Les nombreux départs de salariés de tous niveaux qui quittent leurs entreprises pour d’autres activités constituent un fait de société qui interroge le monde du travail et devrait interroger syndicalisme et politique.
De quoi ces départs sont-ils le nom ? Un sentiment de révolte ? Un certain individualisme contemporain ? Un sentiment d’impuissance des salariés à avoir prise sur l’entreprise, son management, et ses finalités ? Une forme d’insubordination sociale ?

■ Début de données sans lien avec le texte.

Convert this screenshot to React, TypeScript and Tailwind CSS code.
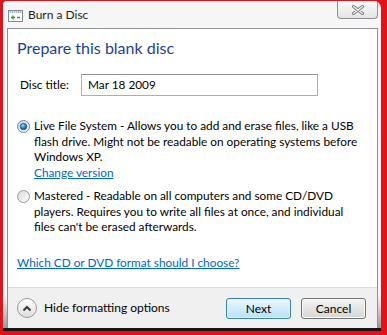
import React from 'react';

const font = { fontFamily: 'Lato, "Liberation Sans", sans-serif' };

function DiscIcon() {
  return (
    <svg width="15" height="12" viewBox="0 0 15 12">
      <rect x="0.5" y="0.5" width="14" height="11" fill="#ffffff" stroke="#7d8a96" />
      <rect x="1" y="1" width="13" height="2" fill="#d9e1ea" />
      <line x1="2" y1="2" x2="13" y2="2" stroke="#8896a4" strokeDasharray="1 1" />
      <path d="M3 7.5h4M5 5.5v4" stroke="#2f9a2f" strokeWidth="1.3" />
      <path d="M9 7.5h3" stroke="#2f9a2f" strokeWidth="1.3" />
    </svg>
  );
}

function CloseButton() {
  return (
    <div className="flex h-[18px] w-[41px] items-center justify-center rounded-b-[4px] border border-t-0 border-[#8d8f92] bg-gradient-to-b from-[#fbfbfb] to-[#e3e4e6]">
      <svg width="12" height="10" viewBox="0 0 12 10">
        <path d="M1.5 1.5l9 7M10.5 1.5l-9 7" stroke="#7a7c80" strokeWidth="3" strokeLinecap="round" />
        <path d="M1.5 1.5l9 7M10.5 1.5l-9 7" stroke="#f4f4f4" strokeWidth="1.2" strokeLinecap="round" />
      </svg>
    </div>
  );
}

function Radio({ checked }: { checked: boolean }) {
  return (
    <svg width="13" height="13" viewBox="0 0 13 13" className="shrink-0">
      <defs>
        <linearGradient id={checked ? 'rOn' : 'rOff'} x1="0" y1="0" x2="1" y2="1">
          <stop offset="0" stopColor="#d7d7d7" />
          <stop offset="1" stopColor="#ffffff" />
        </linearGradient>
        <radialGradient id="dot" cx="0.4" cy="0.35" r="0.7">
          <stop offset="0" stopColor="#a6dcfa" />
          <stop offset="0.5" stopColor="#2a8ad4" />
          <stop offset="1" stopColor="#0c4a86" />
        </radialGradient>
      </defs>
      <circle cx="6.5" cy="6.5" r="6" fill={checked ? 'url(#rOn)' : 'url(#rOff)'} stroke={checked ? '#5f83a6' : '#9a9a9a'} />
      {checked && <circle cx="6.5" cy="6.5" r="3.3" fill="url(#dot)" stroke="#1d4f80" strokeWidth="0.7" />}
    </svg>
  );
}

function Link({ children }: { children: React.ReactNode }) {
  return <span className="text-[#0066cc] underline underline-offset-[1px]">{children}</span>;
}

export default function App() {
  return (
    <div className="flex h-[335px] w-[387px] bg-[#e3121a] pb-[4px] pl-[3px] pr-[6px] pt-[1px]" style={font}>
      <div className="flex flex-1 flex-col overflow-hidden rounded-tl-[4px] rounded-tr-[7px] border-b-[3px] border-[#151515] bg-gradient-to-b from-[#f6f6f6] from-[90%] to-[#9a9a9a]">
        {/* title bar */}
        <div className="flex h-[27px] items-start">
          <div className="ml-[5px] mt-[9px]">
            <DiscIcon />
          </div>
          <span className="ml-[5px] mt-[6px] text-[12px] leading-[16px] text-[#1e1e1e]">Burn a Disc</span>
          <div className="ml-auto mr-[3px]">
            <CloseButton />
          </div>
        </div>

        {/* content */}
        <div className="ml-[4px] mr-[3px] flex flex-1 flex-col border-x border-t border-[#8f9295] bg-white">
          <div className="flex flex-1 flex-col pl-[9px] pt-[9px] text-[11.8px] text-black">
            <h1 className="text-[16px] leading-[20px] text-[#1c3f94]">Prepare this blank disc</h1>

            <div className="mt-[16px] flex items-center">
              <span className="ml-[3px] w-[61px]">Disc title:</span>
              <div className="flex h-[22px] w-[237px] items-center border border-[#abadb3] border-t-[#8e9095] pl-[6px]">
                Mar 18 2009
              </div>
            </div>

            <div className="mt-[22px] flex leading-[15.5px]">
              <div className="mt-[2px] w-[16px]">
                <Radio checked />
              </div>
              <div className="ml-[1px]">
                <div>Live File System - Allows you to add and erase files, like a USB</div>
                <div>flash drive. Might not be readable on operating systems before</div>
                <div>Windows XP.</div>
                <div>
                  <Link>Change version</Link>
                </div>
              </div>
            </div>

            <div className="mt-[8px] flex leading-[15.5px]">
              <div className="mt-[2px] w-[16px]">
                <Radio checked={false} />
              </div>
              <div className="ml-[1px]">
                <div>Mastered - Readable on all computers and some CD/DVD</div>
                <div>players. Requires you to write all files at once, and individual</div>
                <div>files can't be erased afterwards.</div>
              </div>
            </div>

            <div className="mt-[20px] leading-[15.5px]">
              <Link>Which CD or DVD format should I choose?</Link>
            </div>
          </div>

          {/* footer */}
          <div className="flex h-[41px] items-start border-t border-[#dcdcdc] bg-[#f0f0f0] pl-[9px] pr-[11px] pt-[10px] text-[12px]">
            <div className="flex items-center">
              <div className="flex h-[20px] w-[20px] items-center justify-center rounded-full border border-[#9b9b9b] bg-gradient-to-b from-white to-[#dedede]">
                <svg width="10" height="7" viewBox="0 0 10 7">
                  <path d="M1.5 5.5L5 2l3.5 3.5" fill="none" stroke="#3a3a3a" strokeWidth="2" />
                </svg>
              </div>
              <span className="ml-[7px] leading-[20px] text-black">Hide formatting options</span>
            </div>
            <div className="ml-auto flex gap-[10px]">
              <div className="flex h-[21px] w-[65px] items-center justify-center rounded-[3px] border border-[#3c7fb1] bg-gradient-to-b from-[#edf8fe] to-[#b8e0f8] text-black shadow-[inset_0_0_0_1px_#dff3fd]">
                Next
              </div>
              <div className="flex h-[21px] w-[65px] items-center justify-center rounded-[3px] border border-[#707070] bg-gradient-to-b from-[#f3f3f3] to-[#d6d6d6] text-black shadow-[inset_0_0_0_1px_#fbfbfb]">
                Cancel
              </div>
            </div>
          </div>
        </div>
      </div>
    </div>
  );
}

C’est en tout cas un sacré défi pour toutes celles et ceux qui veulent changer le travail et ne renoncent pas à renverser la table.
Quitter l’entreprise pour une autre vie
La donne du travail est profondément bouleversée : numérique, dématérialisation et extension de l’immatériel, précarisation générale, intensification… La pérennisation du chômage de masse demeure une arme redoutable contre les salaires globalement et de façon plus ciblée, parfois temporelle, contre les jeunes, les seniors, ou contre les droits, voire par bien des illégalités contre les procédures de solidarité acquises depuis des décennies.
La génération des babyboomers, aujourd’hui en retraite, pensait en termes de carrière, gardait une certaine fidélité à l’entreprise et revendiquait à travers les luttes notamment syndicales (mais pas seulement) l’amélioration des conditions de travail, le niveau des rémunérations, la nécessité et la reconnaissance d’un travail bien fait …
Les statistiques indiquent qu’un salarié sur deux souhaiterait quitter son entreprise. Pour 50% d’entre eux les motifs sont le niveau de leur rémunération ou le management, mais 50% le font pour donner du sens à leur vie et à leur travail, équilibrer leur vie de travail et leur vie personnelle, mettre en adéquation leurs vie professionnelle et leurs valeurs.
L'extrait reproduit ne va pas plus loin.